Supplied information »

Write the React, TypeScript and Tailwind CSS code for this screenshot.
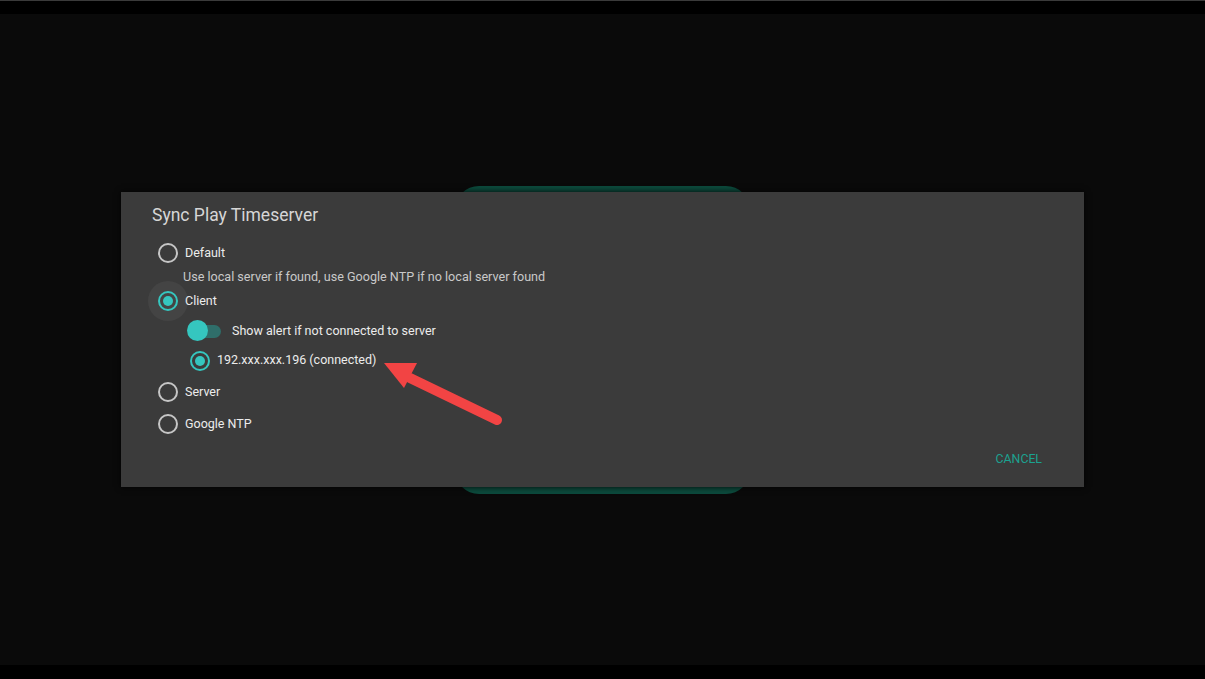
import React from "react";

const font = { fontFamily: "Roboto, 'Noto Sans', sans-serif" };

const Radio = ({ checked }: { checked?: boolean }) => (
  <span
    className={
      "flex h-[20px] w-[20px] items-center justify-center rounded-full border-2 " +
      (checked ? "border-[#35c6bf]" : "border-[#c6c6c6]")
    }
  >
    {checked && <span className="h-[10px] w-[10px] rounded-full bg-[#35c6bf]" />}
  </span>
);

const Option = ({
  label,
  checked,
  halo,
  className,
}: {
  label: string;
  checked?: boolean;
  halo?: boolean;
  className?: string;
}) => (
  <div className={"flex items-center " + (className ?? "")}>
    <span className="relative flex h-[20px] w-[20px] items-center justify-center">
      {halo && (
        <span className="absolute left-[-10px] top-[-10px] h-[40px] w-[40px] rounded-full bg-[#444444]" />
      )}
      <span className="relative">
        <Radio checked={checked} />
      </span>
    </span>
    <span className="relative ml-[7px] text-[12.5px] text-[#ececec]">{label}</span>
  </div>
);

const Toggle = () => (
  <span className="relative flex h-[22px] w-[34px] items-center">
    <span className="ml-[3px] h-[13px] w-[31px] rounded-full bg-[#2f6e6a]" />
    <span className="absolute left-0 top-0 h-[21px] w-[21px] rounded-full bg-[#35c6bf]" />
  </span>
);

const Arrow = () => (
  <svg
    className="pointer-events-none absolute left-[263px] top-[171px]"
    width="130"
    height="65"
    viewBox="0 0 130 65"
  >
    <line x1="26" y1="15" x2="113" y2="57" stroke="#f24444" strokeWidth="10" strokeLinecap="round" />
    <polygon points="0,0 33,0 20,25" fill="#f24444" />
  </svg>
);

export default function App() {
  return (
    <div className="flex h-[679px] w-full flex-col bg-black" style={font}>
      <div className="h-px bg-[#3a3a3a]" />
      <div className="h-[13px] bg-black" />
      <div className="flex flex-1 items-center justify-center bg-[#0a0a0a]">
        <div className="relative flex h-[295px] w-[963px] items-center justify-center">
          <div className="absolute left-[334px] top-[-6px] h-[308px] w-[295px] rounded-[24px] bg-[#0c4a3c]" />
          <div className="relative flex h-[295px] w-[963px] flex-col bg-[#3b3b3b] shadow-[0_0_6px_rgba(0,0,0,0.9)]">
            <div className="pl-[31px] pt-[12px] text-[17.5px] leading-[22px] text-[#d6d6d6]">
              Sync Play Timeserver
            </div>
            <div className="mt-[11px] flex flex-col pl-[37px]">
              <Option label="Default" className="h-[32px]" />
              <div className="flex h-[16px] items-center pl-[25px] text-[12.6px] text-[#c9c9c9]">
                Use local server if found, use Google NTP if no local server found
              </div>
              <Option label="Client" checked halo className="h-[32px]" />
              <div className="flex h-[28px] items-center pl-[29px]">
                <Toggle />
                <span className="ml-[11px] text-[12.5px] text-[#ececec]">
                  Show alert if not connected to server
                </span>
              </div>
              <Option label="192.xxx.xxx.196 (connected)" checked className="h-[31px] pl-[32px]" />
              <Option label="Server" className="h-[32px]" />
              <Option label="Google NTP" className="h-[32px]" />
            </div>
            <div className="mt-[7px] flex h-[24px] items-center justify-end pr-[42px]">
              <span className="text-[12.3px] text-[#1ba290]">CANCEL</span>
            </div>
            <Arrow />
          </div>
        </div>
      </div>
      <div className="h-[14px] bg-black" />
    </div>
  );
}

Exercise directions » Return to the listing above and set it down exactly, leaving out its pictures.

Reply to the task »
Write the React, TypeScript and Tailwind CSS code for this screenshot.
import React from "react";

const font = { fontFamily: "Roboto, 'Noto Sans', sans-serif" };

const Radio = ({ checked }: { checked?: boolean }) => (
  <span
    className={
      "flex h-[20px] w-[20px] items-center justify-center rounded-full border-2 " +
      (checked ? "border-[#35c6bf]" : "border-[#c6c6c6]")
    }
  >
    {checked && <span className="h-[10px] w-[10px] rounded-full bg-[#35c6bf]" />}
  </span>
);

const Option = ({
  label,
  checked,
  halo,
  className,
}: {
  label: string;
  checked?: boolean;
  halo?: boolean;
  className?: string;
}) => (
  <div className={"flex items-center " + (className ?? "")}>
    <span className="relative flex h-[20px] w-[20px] items-center justify-center">
      {halo && (
        <span className="absolute left-[-10px] top-[-10px] h-[40px] w-[40px] rounded-full bg-[#444444]" />
      )}
      <span className="relative">
        <Radio checked={checked} />
      </span>
    </span>
    <span className="relative ml-[7px] text-[12.5px] text-[#ececec]">{label}</span>
  </div>
);

const Toggle = () => (
  <span className="relative flex h-[22px] w-[34px] items-center">
    <span className="ml-[3px] h-[13px] w-[31px] rounded-full bg-[#2f6e6a]" />
    <span className="absolute left-0 top-0 h-[21px] w-[21px] rounded-full bg-[#35c6bf]" />
  </span>
);

const Arrow = () => (
  <svg
    className="pointer-events-none absolute left-[263px] top-[171px]"
    width="130"
    height="65"
    viewBox="0 0 130 65"
  >
    <line x1="26" y1="15" x2="113" y2="57" stroke="#f24444" strokeWidth="10" strokeLinecap="round" />
    <polygon points="0,0 33,0 20,25" fill="#f24444" />
  </svg>
);

export default function App() {
  return (
    <div className="flex h-[679px] w-full flex-col bg-black" style={font}>
      <div className="h-px bg-[#3a3a3a]" />
      <div className="h-[13px] bg-black" />
      <div className="flex flex-1 items-center justify-center bg-[#0a0a0a]">
        <div className="relative flex h-[295px] w-[963px] items-center justify-center">
          <div className="absolute left-[334px] top-[-6px] h-[308px] w-[295px] rounded-[24px] bg-[#0c4a3c]" />
          <div className="relative flex h-[295px] w-[963px] flex-col bg-[#3b3b3b] shadow-[0_0_6px_rgba(0,0,0,0.9)]">
            <div className="pl-[31px] pt-[12px] text-[17.5px] leading-[22px] text-[#d6d6d6]">
              Sync Play Timeserver
            </div>
            <div className="mt-[11px] flex flex-col pl-[37px]">
              <Option label="Default" className="h-[32px]" />
              <div className="flex h-[16px] items-center pl-[25px] text-[12.6px] text-[#c9c9c9]">
                Use local server if found, use Google NTP if no local server found
              </div>
              <Option label="Client" checked halo className="h-[32px]" />
              <div className="flex h-[28px] items-center pl-[29px]">
                <Toggle />
                <span className="ml-[11px] text-[12.5px] text-[#ececec]">
                  Show alert if not connected to server
                </span>
              </div>
              <Option label="192.xxx.xxx.196 (connected)" checked className="h-[31px] pl-[32px]" />
              <Option label="Server" className="h-[32px]" />
              <Option label="Google NTP" className="h-[32px]" />
            </div>
            <div className="mt-[7px] flex h-[24px] items-center justify-end pr-[42px]">
              <span className="text-[12.3px] text-[#1ba290]">CANCEL</span>
            </div>
            <Arrow />
          </div>
        </div>
      </div>
      <div className="h-[14px] bg-black" />
    </div>
  );
}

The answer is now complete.